Assad claims he is facing a western-backed plot because of his support for "the resistance to Israel", in particular Hizbollah. Israel is afraid that it faces a double threat, from Hizbollah in Lebanon gaining control of Syrian weapons, including chemical weapons, and from jihadist rebels using a "liberated" Syria as a base from which to attack it. Security officials confirmed that Israel was preparing contingency plans for a buffer zone inside Syrian territory bordering the Israeli-occupied Golan Heights.

The strength of Syria's air defences has been a principal reason cited for the West's refusal to intervene directly in the conflict, with military experts saying that a no-fly zone would be impossible without severe losses to those enforcing it.

But last week's air strike hit a convoy of trucks carrying surface-to-air missiles without any planes suffering losses. The Syrian regime showed pictures on television yesterday of the Jamraya military research facility, which it said was one of the targets, in ruins.

Amr al-Azm, a Syrian exile with close contacts to the opposition leadership and the US State Department, said that residents claimed the base had been struck repeatedly over four or five hours.

"It is one of the most heavily fortified and surrounded places in Syria," he said. "How did that happen if he had the air defences we keep being frightened with?"

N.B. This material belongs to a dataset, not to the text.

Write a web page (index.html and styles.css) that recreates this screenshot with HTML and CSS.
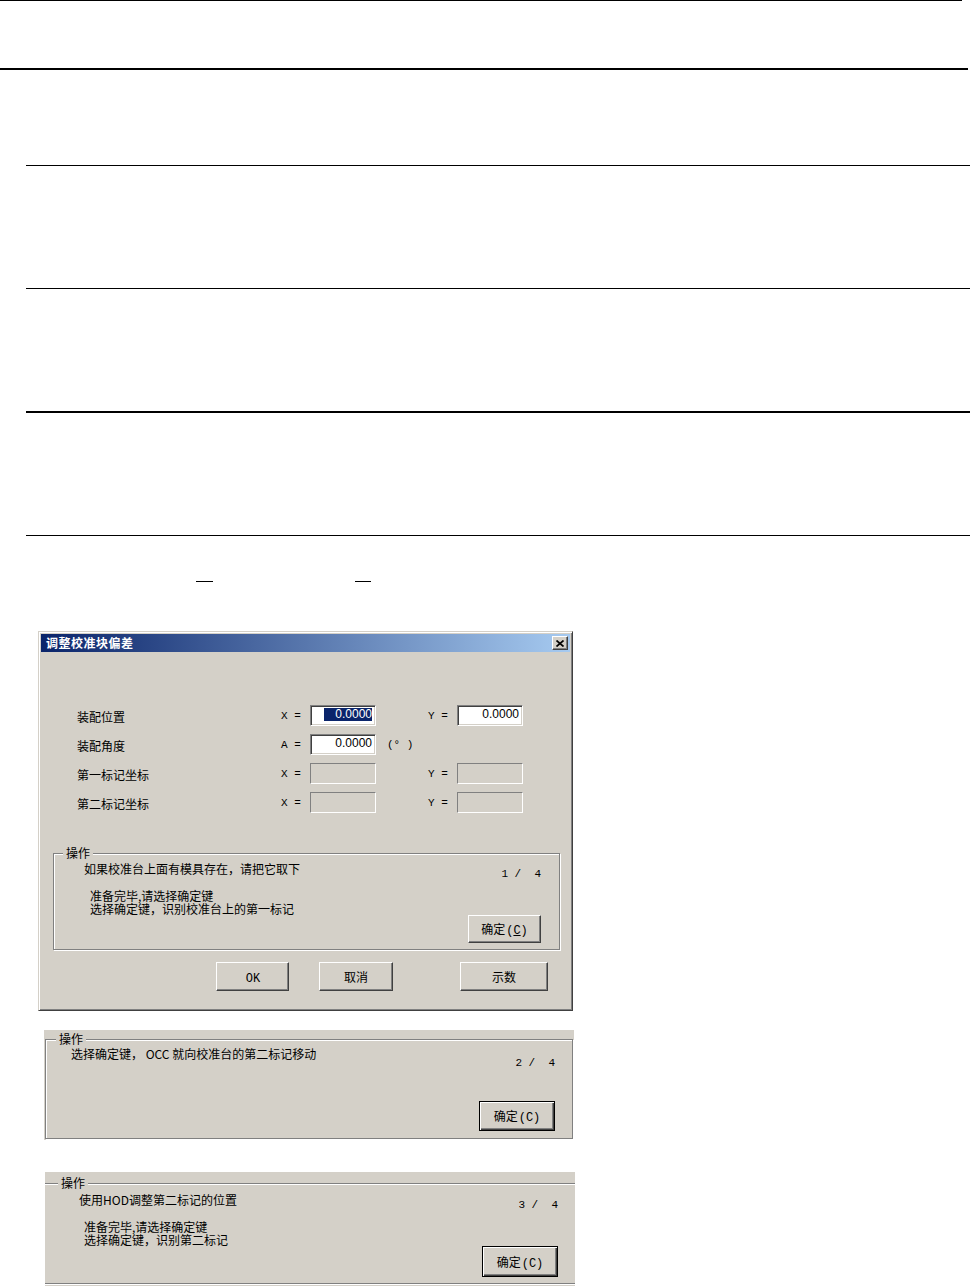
FILE: index.html
```html
<!DOCTYPE html>
<html lang="zh-CN">
<head>
  <meta charset="UTF-8">
  <meta name="viewport" content="width=device-width, initial-scale=1.0">
  <title>调整校准块偏差</title>
  <link rel="stylesheet" href="styles.css">
</head>
<body>
  <div class="rule rule-top"></div>
  <div class="rule rule-head"></div>
  <div class="blocks">
    <div class="block block-first"></div>
    <div class="block"></div>
    <div class="block block-heavy"></div>
    <div class="block"></div>
  </div>
  <div class="marks"><span class="mark"></span><span class="mark mark-second"></span></div>

  <div class="dialog">
    <div class="titlebar">
      <span class="title">调整校准块偏差</span>
      <span class="close">
        <svg width="8" height="7" viewBox="0 0 8 7"><path d="M0.5 0.5L7.5 6.5M7.5 0.5L0.5 6.5" stroke="#000" stroke-width="1.7"/></svg>
      </span>
    </div>
    <div class="dialog-body">
      <div class="fields">
        <span class="label">装配位置</span>
        <span class="eq">X =</span>
        <span class="field"><span class="sel">0.0000</span></span>
        <span></span>
        <span class="eq">Y =</span>
        <span class="field">0.0000</span>

        <span class="label">装配角度</span>
        <span class="eq">A =</span>
        <span class="field">0.0000</span>
        <span class="unit">(°&nbsp;)</span>
        <span></span>
        <span></span>

        <span class="label">第一标记坐标</span>
        <span class="eq">X =</span>
        <span class="field field-off"></span>
        <span></span>
        <span class="eq">Y =</span>
        <span class="field field-off"></span>

        <span class="label">第二标记坐标</span>
        <span class="eq">X =</span>
        <span class="field field-off"></span>
        <span></span>
        <span class="eq">Y =</span>
        <span class="field field-off"></span>
      </div>

      <div class="group group-main">
        <span class="group-title">操作</span>
        <div class="group-head">
          <span>如果校准台上面有模具存在，请把它取下</span>
          <span class="counter">1 /  4</span>
        </div>
        <div class="notes">准备完毕,请选择确定键<br>选择确定键，识别校准台上的第一标记</div>
        <div class="group-foot">
          <button class="btn btn-step">确定<span class="mono">(<u>C</u>)</span></button>
        </div>
      </div>

      <div class="actions">
        <button class="btn btn-ok"><span class="mono">OK</span></button>
        <button class="btn btn-cancel">取消</button>
        <button class="btn btn-show">示数</button>
      </div>
    </div>
  </div>

  <div class="panel panel-two">
    <div class="group group-two">
      <span class="group-title">操作</span>
      <div class="group-head">
        <span>选择确定键， OCC 就向校准台的第二标记移动</span>
        <span class="counter">2 /  4</span>
      </div>
      <div class="group-foot">
        <button class="btn btn-default">确定<span class="mono">(C)</span></button>
      </div>
    </div>
  </div>

  <div class="panel panel-three">
    <div class="group group-three">
      <span class="group-title">操作</span>
      <div class="group-head">
        <span>使用HOD调整第二标记的位置</span>
        <span class="counter">3 /  4</span>
      </div>
      <div class="notes">准备完毕,请选择确定键<br>选择确定键，识别第二标记</div>
      <div class="group-foot">
        <button class="btn btn-default btn-tall">确定<span class="mono">(C)</span></button>
      </div>
    </div>
  </div>
</body>
</html>
```

FILE: styles.css
```css
body {
  margin: 0;
  height: 1286px;
  overflow: hidden;
  background-color: #fff;
  color: #000;
  font-family: "Noto Sans CJK SC", sans-serif;
  font-size: 12px;
}

/* document rules above the screenshots */
.rule-top {
  width: 962px;
  border-top: 1px solid #000;
}
.rule-head {
  width: 968px;
  margin-top: 67px;
  border-top: 2px solid #000;
}
.blocks {
  margin-left: 26px;
}
.block {
  height: 122px;
  border-bottom: 1px solid #000;
}
.block-first {
  height: 95px;
}
.block-heavy {
  border-bottom-width: 2px;
}
.marks {
  display: flex;
  margin-top: 45px;
  padding-left: 196px;
}
.mark {
  width: 17px;
  border-top: 1px solid #000;
}
.mark-second {
  width: 16px;
  margin-left: 142px;
}

.mono {
  font-family: "Liberation Mono", monospace;
  font-size: 12px;
}

/* dialog window */
.dialog {
  width: 535px;
  height: 380px;
  box-sizing: border-box;
  margin: 49px 0 0 38px;
  padding: 2px;
  background-color: #d4d0c8;
  border: 1px solid;
  border-color: #d4d0c8 #404040 #404040 #d4d0c8;
  box-shadow: inset 1px 1px 0 #fff, inset -1px -1px 0 #808080;
}
.titlebar {
  height: 18px;
  display: flex;
  align-items: center;
  justify-content: space-between;
  padding: 0 2px 0 5px;
  background: linear-gradient(to right, #0a246a, #a6caf0);
}
.title {
  color: #fff;
  font-weight: bold;
  letter-spacing: 0.5px;
  line-height: 18px;
}
.close {
  width: 16px;
  height: 14px;
  box-sizing: border-box;
  display: flex;
  align-items: center;
  justify-content: center;
  background-color: #d4d0c8;
  border: 1px solid;
  border-color: #fff #404040 #404040 #fff;
  box-shadow: inset -1px -1px 0 #808080;
}
.dialog-body {
  padding: 53px 10px 0 12px;
}

.fields {
  display: grid;
  grid-template-columns: 204px 29px 66px 52px 29px 66px;
  grid-auto-rows: 21px;
  row-gap: 8px;
  align-items: center;
  margin-left: 24px;
  line-height: 14px;
}
.label {
  padding-top: 3px;
}
.eq,
.unit {
  font-family: "Liberation Mono", monospace;
  font-size: 11px;
}
.unit {
  padding-left: 11px;
}
.field {
  height: 21px;
  box-sizing: border-box;
  padding-right: 3px;
  background-color: #fff;
  border: 1px solid;
  border-color: #808080 #fff #fff #808080;
  box-shadow: inset 1px 1px 0 #404040, inset -1px -1px 0 #d4d0c8;
  text-align: right;
  font-family: "Liberation Sans", sans-serif;
  font-size: 12px;
  line-height: 17px;
}
.field-off {
  background-color: #d4d0c8;
  box-shadow: none;
}
.sel {
  display: inline-block;
  padding-left: 11px;
  background-color: #0a246a;
  color: #fff;
  line-height: 13px;
}

/* group boxes */
.group {
  position: relative;
  display: flex;
  flex-direction: column;
  box-sizing: border-box;
  border: 1px solid #808080;
  box-shadow: inset 1px 1px 0 #fff, 1px 1px 0 #fff;
  line-height: 14px;
}
.group-title {
  position: absolute;
  top: -8px;
  padding: 0 3px;
  background-color: #d4d0c8;
}
.group-head {
  display: flex;
  justify-content: space-between;
  align-items: flex-start;
}
.counter {
  margin-top: 5px;
  white-space: pre;
  font-family: "Liberation Mono", monospace;
  font-size: 11px;
}
.notes {
  margin: 8px 0 0 6px;
  line-height: 13px;
}
.group-foot {
  display: flex;
  justify-content: flex-end;
  margin-top: auto;
}

.group-main {
  height: 97px;
  margin-top: 40px;
  padding: 8px 18px 9px 30px;
}
.group-main .group-title {
  left: 9px;
}

/* buttons */
.btn {
  padding: 0;
  background-color: #d4d0c8;
  color: #000;
  font-family: "Noto Sans CJK SC", sans-serif;
  font-size: 12px;
  border: 1px solid;
  border-color: #fff #404040 #404040 #fff;
  box-shadow: inset -1px -1px 0 #808080;
}
.btn .mono {
  margin-left: 1px;
}
.btn-step {
  width: 73px;
  height: 28px;
}
.actions {
  display: flex;
  margin-top: 12px;
  padding-left: 163px;
}
.btn-ok {
  width: 73px;
  height: 29px;
}
.btn-cancel {
  width: 74px;
  height: 29px;
  margin-left: 30px;
}
.btn-show {
  width: 88px;
  height: 29px;
  margin-left: 67px;
}
.btn-default {
  width: 76px;
  height: 30px;
  border: 1px solid #000;
  box-shadow: inset 1px 1px 0 #fff, inset -1px -1px 0 #404040, inset -2px -2px 0 #808080;
}
.btn-tall {
  height: 31px;
}

/* the two later steps */
.panel {
  width: 530px;
  box-sizing: border-box;
  background-color: #d4d0c8;
}
.panel-two {
  height: 110px;
  margin: 19px 0 0 44px;
  padding: 9px 1px 0 1px;
}
.group-two {
  height: 100px;
  padding: 7px 17px 7px 25px;
}
.group-two .group-title {
  left: 10px;
}
.group-two .counter {
  margin-top: 9px;
}
.panel-three {
  height: 114px;
  margin: 32px 0 0 45px;
  padding-top: 11px;
}
.group-three {
  height: 101px;
  padding: 9px 17px 7px 34px;
  border-left: none;
  border-right: none;
  box-shadow: inset 0 1px 0 #fff, 0 1px 0 #fff;
}
.group-three .group-title {
  left: 13px;
}
.group-three .notes {
  margin-left: 5px;
}
```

According to a report in The New York Times, Hillary Clinton, the departing US secretary of state, and the former head of the CIA, General David Petraeus, put forward a plan last summer for military support for the rebels, but it was vetoed by the White House.

Al-Azm said the strategy of the United States and its allies was to squeeze Assad enough to force him to negotiate without allowing the regime to collapse totally. They feared that could lead to an uncontrollable and unpredictable spillover, he said.

In a volte face that would accord with this plan, the head of the western-backed Syrian National Coalition, Moaz al-Khatib, last week announced that he was prepared to negotiate with the regime even before Assad stood down.

On Saturday evening he held talks with Russia and Iran, the regime's main backers. "It's a good step forward," Ali Akbar Salehi, the Iranian foreign minister said yesterday. "We are ready to be part of the solution."

Some opposition members are furious that Khatib appears to be strengthening Assad's hand while he is still bombarding rebel areas indiscriminately. An air strike on the southern suburbs of Aleppo, where the rebels made significant gains on Friday and Saturday, killed 16 people yesterday, including 10 youths and children, activists said.